7 people have been rescued, but 14 remain missing Tuesday morning, after Egyptian authorities flooded a tunnel across the Egypt-Gaza border with no warning. The tunnel runs between Gaza and Egypt’s Sinai peninsula, and is one of a number of such tunnels that serve as a lifeline for the besieged Palestinian population of the Gaza Strip.
The Palestinian Civil Defense rescue workers rushed to the scene on Tuesday morning, after Egyptian authorities flooded the tunnel with seawater. The rescue workers are trying to locate the 14 people who remain underground in the tunnel following the intentional flooding.
Egyptian authorities, working with the Israeli authorities, have attacked the tunnels in a variety of ways in recent months, causing a number of deaths.
Palestinian rescue teams managed to pull out 7 people. But 14 remain unaccounted for.

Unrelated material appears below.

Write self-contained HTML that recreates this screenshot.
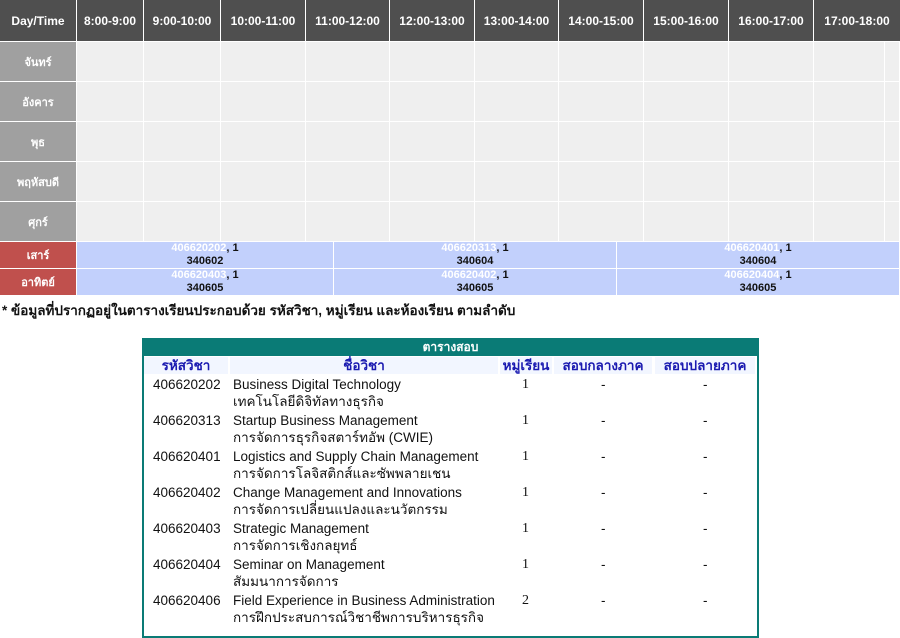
<!DOCTYPE html>
<html><head><meta charset="utf-8"><style>
*{margin:0;padding:0;box-sizing:border-box}
body{width:900px;height:627px;background:#fff;font-family:"Liberation Sans","DejaVu Sans",sans-serif;position:relative;overflow:hidden}
.c{position:absolute;display:flex;align-items:center;justify-content:center;text-align:center;font-weight:bold;font-size:12px}
.h{background:#4f4f4f;color:#fff}
.d{background:#a0a0a0;color:#fff;font-size:11px}
.e{background:#efefef}
.r{background:#c0504d;color:#fff;font-size:11px}
.b{background:#c2d0fc;color:#111;font-size:11px;line-height:13px;flex-direction:column}
.b span{color:#fff}
.t{position:absolute;font-size:13.5px;color:#111;line-height:17px}
.bl{color:#1a1ab0;font-weight:bold;position:absolute;font-size:13.5px;background:#f2f6ff;text-align:center;line-height:17px}
</style></head><body>
<div id="g"></div>
<script>
var xs=[0,77,144,221,306,390,475,559,644,729,814,885,900];
var hd=["Day/Time","8:00-9:00","9:00-10:00","10:00-11:00","11:00-12:00","12:00-13:00","13:00-14:00","14:00-15:00","15:00-16:00","16:00-17:00","17:00-18:00"];
var h="";
for(var i=0;i<11;i++){var w=(i==10?900:xs[i+1]-1)-xs[i];h+='<div class="c h" style="left:'+xs[i]+'px;top:0;width:'+w+'px;height:41px">'+hd[i]+'</div>';}
var days=["จันทร์","อังคาร","พุธ","พฤหัสบดี","ศุกร์"];
for(var r=0;r<5;r++){var y=42+r*40;
h+='<div class="c d" style="left:0;top:'+y+'px;width:76px;height:39px">'+days[r]+'</div>';
for(var i=1;i<12;i++){h+='<div class="c e" style="left:'+xs[i]+'px;top:'+y+'px;width:'+(xs[i+1]-1-xs[i])+'px;height:39px"></div>';}}
var rows=[["เสาร์",242,[["406620202","340602"],["406620313","340604"],["406620401","340604"]]],["อาทิตย์",269,[["406620403","340605"],["406620402","340605"],["406620404","340605"]]]];
var sx=[77,334,617,900];
rows.forEach(function(r){h+='<div class="c r" style="left:0;top:'+r[1]+'px;width:76px;height:26px">'+r[0]+'</div>';
for(var k=0;k<3;k++){h+='<div class="c b" style="left:'+sx[k]+'px;top:'+r[1]+'px;width:'+(sx[k+1]-1-sx[k])+'px;height:26px"><div><span>'+r[2][k][0]+'</span>, 1</div><div>'+r[2][k][1]+'</div></div>';}});
h+='<div class="t" style="left:2px;top:302px;font-weight:bold;font-size:13.5px">* ข้อมูลที่ปรากฏอยู่ในตารางเรียนประกอบด้วย รหัสวิชา, หมู่เรียน และห้องเรียน ตามลำดับ</div>';
h+='<div style="position:absolute;left:142px;top:338px;width:617px;height:300px;border:2px solid #0a7b76;border-top:none"></div>';
h+='<div class="c" style="left:142px;top:338px;width:617px;height:18px;background:#0a7b76;color:#fff;font-size:12px">ตารางสอบ</div>';
h+='<div class="bl" style="left:144px;top:357px;width:84px">รหัสวิชา</div><div class="bl" style="left:230px;top:357px;width:268px">ชื่อวิชา</div><div class="bl" style="left:500px;top:357px;width:52px">หมู่เรียน</div><div class="bl" style="left:554px;top:357px;width:98px">สอบกลางภาค</div><div class="bl" style="left:655px;top:357px;width:100px">สอบปลายภาค</div>';
var ex=[["406620202","Business Digital Technology","เทคโนโลยีดิจิทัลทางธุรกิจ","1"],["406620313","Startup Business Management","การจัดการธุรกิจสตาร์ทอัพ (CWIE)","1"],["406620401","Logistics and Supply Chain Management","การจัดการโลจิสติกส์และซัพพลายเชน","1"],["406620402","Change Management and Innovations","การจัดการเปลี่ยนแปลงและนวัตกรรม","1"],["406620403","Strategic Management","การจัดการเชิงกลยุทธ์","1"],["406620404","Seminar on Management","สัมมนาการจัดการ","1"],["406620406","Field Experience in Business Administration","การฝึกประสบการณ์วิชาชีพการบริหารธุรกิจ","2"]];
ex.forEach(function(e,i){var y=376+i*36;
h+='<div class="t" style="left:153px;top:'+y+'px">'+e[0]+'</div><div class="t" style="left:233px;top:'+y+'px">'+e[1]+'<br>'+e[2]+'</div><div class="t" style="left:522px;top:'+y+'px;font-family:\'Liberation Serif\',serif;font-size:14px">'+e[3]+'</div><div class="t" style="left:601px;top:'+y+'px">-</div><div class="t" style="left:703px;top:'+y+'px">-</div>';});
document.getElementById("g").innerHTML=h;
</script>
</body></html>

Residents of Gaza, who number more than 1.6 million, depend on the tunnels to import much-needed medical, construction, agricultural and school supplies which are prevented by the Israeli government from being imported across the above-ground border crossings.
Israeli authorities have banned the import of thousands of necessary items under the pretext of ‘security’, although some Israeli officials have publicly admitted that the eight-year siege has involved a determination of the minimum calorie consumption that people can survive on, and refusing to allow in any more than that minimum.